Friday, January 12, 2007

when she cries

I don't know how many people have heard the song "When She Cries" by Restless Heart, but it's really good, and theres a part of the chorus that really hits home for me more and more each time I get into one of these moods.

"She does her best to hide,
The pain that she's been through.
When she cries, at night,

And she doesn't think that I can hear her.
She tries, to hide,
All the fear she feels inside."

The fact that I have absolutely no reason to be so bummed out lately makes me even more upset. This vacation hasn't been that bad - I worked a little, and I saw my friends a lot, which was nice. And yet there's that darkness again, and it seems like nothing makes it better. And as hard as my friends try to cheer me up, they just don't seem to get it. The worst part is that I want to talk about it with someone, but I feel bad bringing it up to my friends because seriously, who wants to listen to me talk about the same thing over and over? It doesn't matter to them that I'm beginning to understand myself better, because I'm still acting in a way they see as abnormal. It doesn't matter than one of my friends does the exact same thing to me - I can't bring myself to ask for help. I'd rather suffer in silence than admit that I can't handle it a lot of the time. I can't let them see my pain, it's just not who I am. I've always had it together, or so everyone thinks. If I fall apart now, it makes me feel like more a failure. This semester is going to suck - I can predict that right now. And this upcoming Friday is one year since the death of my student... it also happens to be one of my best friends' birthdays.
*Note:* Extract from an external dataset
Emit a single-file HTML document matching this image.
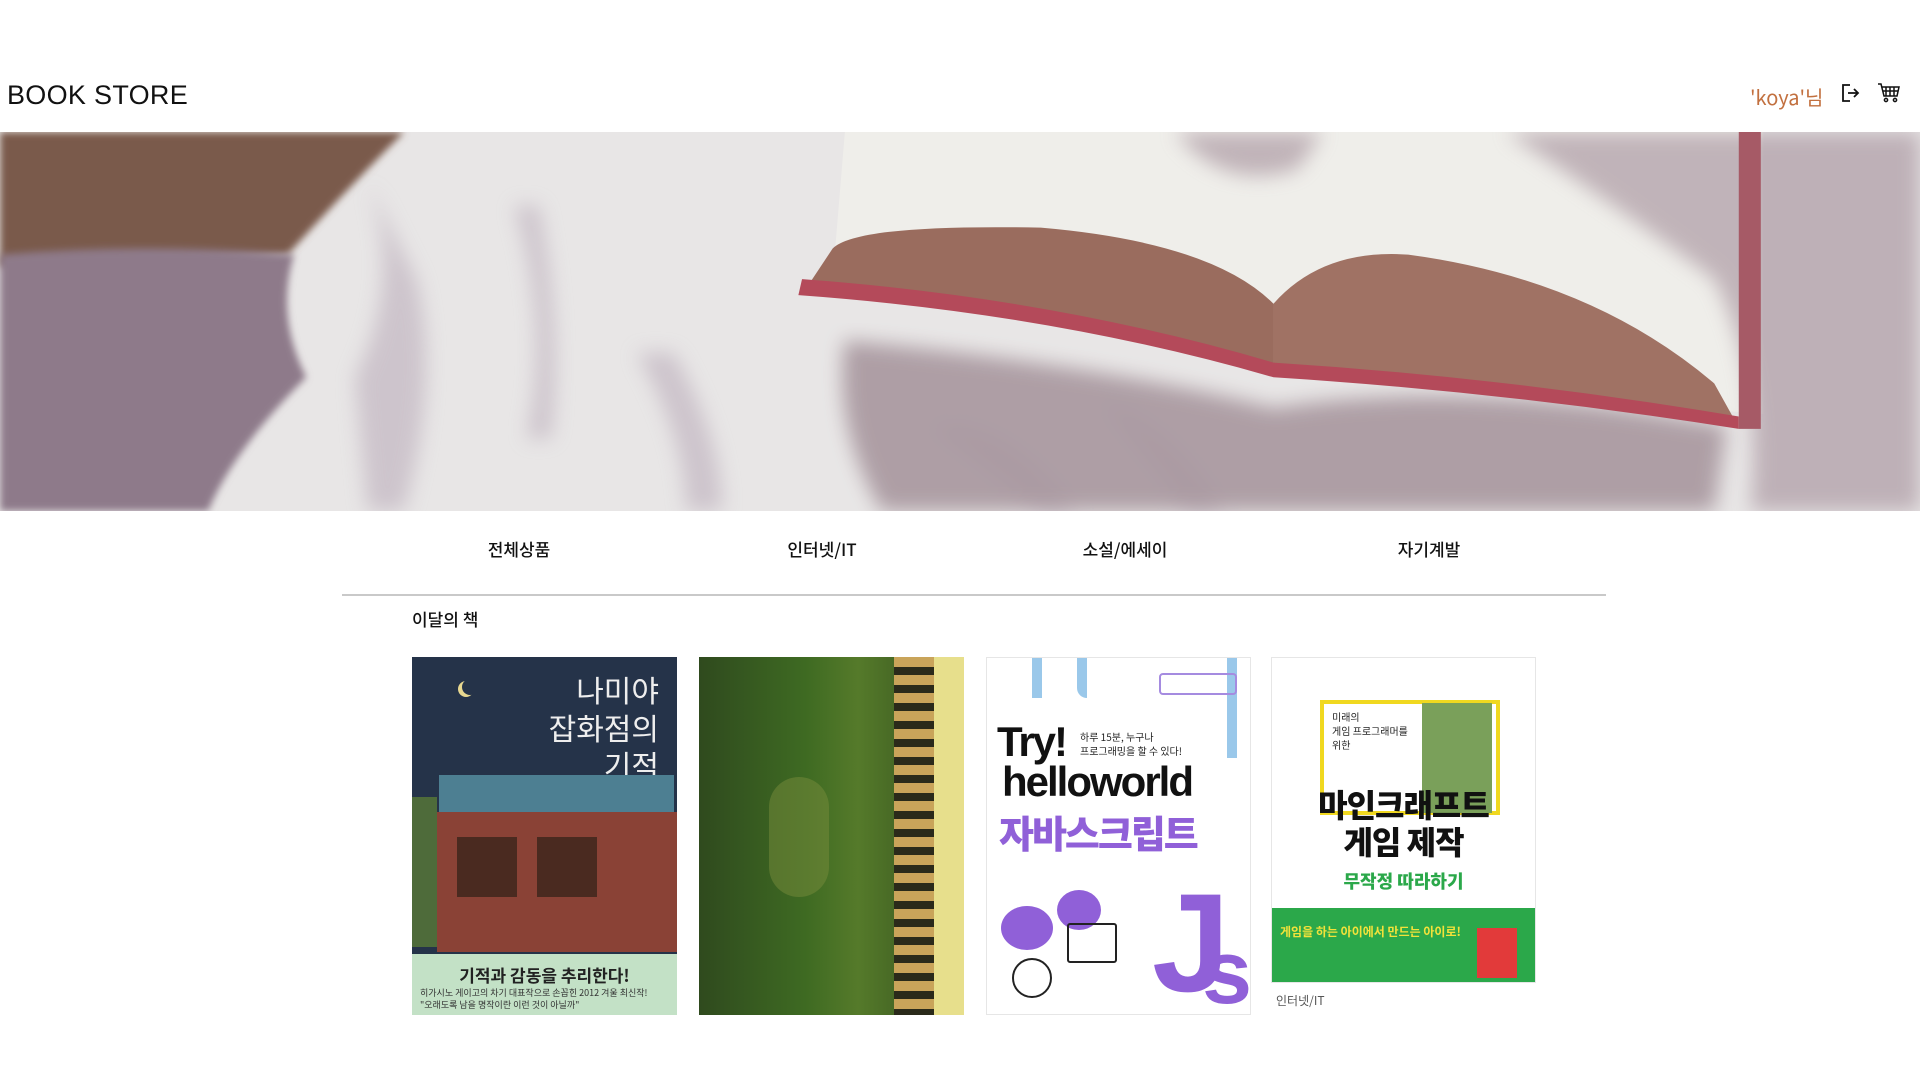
<!DOCTYPE html>
<html><head><meta charset="utf-8">
<style>
*{margin:0;padding:0;box-sizing:border-box}
body{width:1920px;height:1080px;background:#fff;font-family:"Liberation Sans","Noto Sans CJK KR",sans-serif;position:relative;overflow:hidden;color:#111}
.abs{position:absolute}
.logo{left:7px;top:80px;font-size:27px;letter-spacing:0.3px;color:#111}
.user{left:1750px;top:82px;font-size:20px;color:#c2703f}
.nav{top:536px;font-size:17px;font-family:"Noto Sans CJK KR",sans-serif;font-weight:500;transform:translateX(-50%)}
.book{position:absolute;top:657px;width:265px;height:358px;overflow:hidden}
.k{font-family:"Noto Sans CJK KR",sans-serif}
</style></head><body>
<div class="abs logo">BOOK STORE</div>
<div class="abs user k">'koya'님</div>
<svg class="abs" style="left:1841px;top:83px" width="20" height="20" viewBox="0 0 20 20" fill="none" stroke="#111" stroke-width="1.8"><path d="M9 2H2v16h7"/><path d="M7 10h10M13 6l4 4-4 4"/></svg>
<svg class="abs" style="left:1877px;top:82px" width="24" height="22" viewBox="0 0 24 22" fill="none" stroke="#111" stroke-width="1.5"><path d="M1 2h3l3 12h13l2-9H5"/><path d="M9 5v9M13 5v9M17 5v9M6 9h15"/><circle cx="9" cy="18" r="1.6"/><circle cx="18" cy="18" r="1.6"/></svg>

<svg class="abs" style="left:0;top:132px" width="1920" height="379" viewBox="0 0 1568 309" preserveAspectRatio="none">
<defs><filter id="b"><feGaussianBlur stdDeviation="8"/></filter><filter id="b2"><feGaussianBlur stdDeviation="3"/></filter></defs>
<rect width="1568" height="309" fill="#e8e6e6"/>
<g filter="url(#b)" fill="#bcaebb" opacity="0.6">
<path d="M300 40 Q330 120 290 200 L300 309 L330 309 Q360 200 340 120Z"/>
<path d="M420 60 Q450 160 430 250 L450 250 Q460 160 440 60Z"/>
<path d="M520 180 Q560 250 560 309 L590 309 Q590 250 550 180Z"/>
<path d="M760 240 Q820 230 880 309 L850 309Z"/>
<path d="M900 220 Q960 240 1000 309 L970 309Z"/>
</g>
<path d="M0 0 H330 Q280 50 235 100 L0 110Z" fill="#7a5a4c" filter="url(#b2)"/>
<path d="M0 100 Q120 90 240 100 Q225 150 250 200 Q190 260 170 309 H0Z" fill="#8e7a8a" filter="url(#b2)"/>
<path d="M690 0 H1440 V230 L1040 195 L680 120Z" fill="#efeeea"/>
<g filter="url(#b)" fill="#a8949f" opacity="0.65">
<path d="M1230 0 H1568 V309 H1430 Q1440 200 1400 120 Q1320 60 1230 0Z"/>
<path d="M960 0 Q1000 50 1060 30 L1080 0Z"/>
</g>
<path d="M690 170 Q900 190 1040 225 Q1200 200 1410 240 L1400 309 H720 Q680 240 690 170Z" fill="#a8979f" filter="url(#b)" opacity="0.9"/>
<path d="M680 95 Q700 75 850 78 Q990 90 1040 140 L1040 190 Q860 140 660 125Z" fill="#9a6c5e"/>
<path d="M1040 140 Q1080 95 1150 100 Q1300 120 1400 205 L1415 232 Q1260 205 1040 190Z" fill="#a07264"/>
<path d="M655 120 Q860 135 1040 188 Q1230 200 1420 232 L1420 242 Q1230 212 1040 200 Q860 148 652 133Z" fill="#b44a5a"/>
<path d="M1420 0 H1438 V242 H1420Z" fill="#a65a66"/>
</svg>

<div class="abs nav k" style="left:519px">전체상품</div>
<div class="abs nav k" style="left:822px">인터넷/IT</div>
<div class="abs nav k" style="left:1125px">소설/에세이</div>
<div class="abs nav k" style="left:1429px">자기계발</div>
<div class="abs" style="left:342px;top:594px;width:1264px;height:2px;background:#c9c9c9"></div>
<div class="abs k" style="left:412px;top:606px;font-size:17px;font-weight:500">이달의 책</div>

<div class="book" style="left:412px;background:#253349">
 <div class="abs" style="left:50px;top:22px;width:16px;height:16px;border-radius:50%;box-shadow:-4px 2px 0 0 #e8d890"></div>
 <div class="abs k" style="right:18px;top:14px;font-size:30px;color:#eee;text-align:right;line-height:1.25">나미야<br>잡화점의<br>기적</div>
 <div class="abs" style="left:27px;top:118px;width:235px;height:40px;background:#4d7f92"></div>
 <div class="abs" style="left:25px;top:155px;width:240px;height:140px;background:#8a4236"></div>
 <div class="abs" style="left:45px;top:180px;width:60px;height:60px;background:#4a2a20"></div>
 <div class="abs" style="left:125px;top:180px;width:60px;height:60px;background:#4a2a20"></div>
 <div class="abs" style="left:0;top:140px;width:25px;height:150px;background:#4e6b3a"></div>
 <div class="abs" style="left:0;top:297px;width:265px;height:61px;background:#c3e1c6"></div>
 <div class="abs k" style="left:0;width:265px;top:305px;text-align:center;font-size:17px;font-weight:700;color:#222">기적과 감동을 추리한다!</div>
 <div class="abs k" style="left:8px;top:330px;font-size:9px;color:#333;line-height:1.3">히가시노 게이고의 차기 대표작으로 손꼽힌 2012 겨울 최신작!<br>"오래도록 남을 명작이란 이런 것이 아닐까"</div>
</div>

<div class="book" style="left:699px;background:linear-gradient(90deg,#2f4a1e,#3e6a22 40%,#557a2a 60%,#2e4a1c)">
 <div class="abs" style="left:195px;top:0;width:40px;height:358px;background:repeating-linear-gradient(180deg,#c9a45a 0 10px,#2a2a1a 10px 18px)"></div>
 <div class="abs" style="left:235px;top:0;width:30px;height:358px;background:#e7df8c"></div>
 <div class="abs" style="left:70px;top:120px;width:60px;height:120px;background:rgba(120,140,60,.5);border-radius:30px"></div>
</div>

<div class="book" style="left:986px;background:#fff;border:1px solid #e6e6e6">
 <div class="abs" style="left:45px;top:0;width:10px;height:40px;background:#9ac8ea"></div>
 <div class="abs" style="left:90px;top:0;width:10px;height:40px;background:#9ac8ea;border-radius:0 0 0 10px"></div>
 <div class="abs" style="left:240px;top:0;width:10px;height:100px;background:#9ac8ea"></div>
 <div class="abs" style="left:172px;top:15px;width:78px;height:22px;border:2px solid #a58be0;border-radius:4px"></div>
 <div class="abs" style="left:10px;top:60px;font-size:42px;font-weight:700;letter-spacing:-2px;color:#111">Try!</div>
 <div class="abs k" style="left:93px;top:72px;font-size:10px;color:#222;line-height:1.4">하루 15분, 누구나<br>프로그래밍을 할 수 있다!</div>
 <div class="abs" style="left:15px;top:100px;font-size:42px;font-weight:700;letter-spacing:-2px;color:#111">helloworld</div>
 <div class="abs k" style="left:12px;top:146px;font-size:38px;font-weight:900;color:#9060d8;letter-spacing:-2px">자바스크립트</div>
 <div class="abs" style="left:165px;top:215px;font-size:140px;font-weight:700;color:#9060d8;line-height:1">J</div>
 <div class="abs" style="left:215px;top:270px;font-size:90px;font-weight:700;color:#9060d8;line-height:1">s</div>
 <div class="abs" style="left:14px;top:248px;width:52px;height:44px;border-radius:50%;background:#9060d8"></div>
 <div class="abs" style="left:70px;top:232px;width:44px;height:40px;border-radius:50%;background:#9060d8"></div>
 <div class="abs" style="left:80px;top:265px;width:50px;height:40px;border:2px solid #222;border-radius:3px"></div>
 <div class="abs" style="left:25px;top:300px;width:40px;height:40px;border:2px solid #222;border-radius:50%"></div>
</div>

<div class="book" style="left:1271px;height:326px;background:#fff;border:1px solid #e6e6e6">
 <div class="abs" style="left:48px;top:42px;width:180px;height:115px;border:4px solid #f0d820"></div>
 <div class="abs" style="left:150px;top:45px;width:70px;height:110px;background:#7aa05a"></div>
 <div class="abs k" style="left:60px;top:52px;font-size:10px;line-height:1.4;color:#222">미래의<br>게임 프로그래머를<br>위한</div>
 <div class="abs k" style="left:0;width:263px;top:128px;text-align:center;font-size:32px;font-weight:900;line-height:1.15;color:#111;letter-spacing:-1px">마인크래프트<br>게임 제작</div>
 <div class="abs k" style="left:0;width:263px;top:210px;text-align:center;font-size:18px;font-weight:900;color:#2ba84a">무작정 따라하기</div>
 <div class="abs" style="left:0;top:250px;width:265px;height:76px;background:#2ba84a"></div>
 <div class="abs k" style="left:8px;top:265px;font-size:12px;font-weight:700;color:#f3e23a">게임을 하는 아이에서 만드는 아이로!</div>
 <div class="abs" style="left:205px;top:270px;width:40px;height:50px;background:#e23a3a"></div>
</div>
<div class="abs k" style="left:1276px;top:992px;font-size:12px;color:#555">인터넷/IT</div>
</body></html>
Good times all around... I go back to school on Monday, assuming they even let me in since there seems to be some issue with my registration/financial shit. I didn't even want to go back this semester - I wanted to take a semester off just to get my freakin act together. I can't keep relapsing. Or, if I can't stop the relapses, I have to stop TELLING people that I screwed up yet again, because then everyone gets overprotective and it fucks up their lives, which is something I like to avoid as much as possible. So where do I go from here? I really wouldn't mind a third party input... at this point I'll take anything.
On top of that, this guy who's been a good friend of my since senior year kissed me the other night when he drove me home. This is NOT a good thing, even though I'm still without a boyfriend. He has a girl friend who I thought he was pretty devoted to, and more than that, I can't really see myself with him, EVER. SO basically I'm a home wrecker who doesn't even WANT the damn guy. Great times, right? Suuure.
In addition to everything else, my best friend keeps complaining about how much her life sucks. SHE can change her situation - her boyfriend is a jackass and she knows it; apparently she's just suffering from a severe case of Stockholm Syndrome, tossed with a little learned helplessness. The guy is no good for her, but she doesn't seem to be able to see how much he's hurting her. The fact that I can't make her see that, at least not without losing her as a friend, kills me. She's the only person who has stood by me regardless, and I can't even help her as much as she has helped me. Some friend I am. I wish someone could read this and give me all the answers, but I know that'll never happen. I really miss talking to my big brother, but he's always busy, and I know what he would suggest, and I just can't do that right now. So as usual, I'm on my own.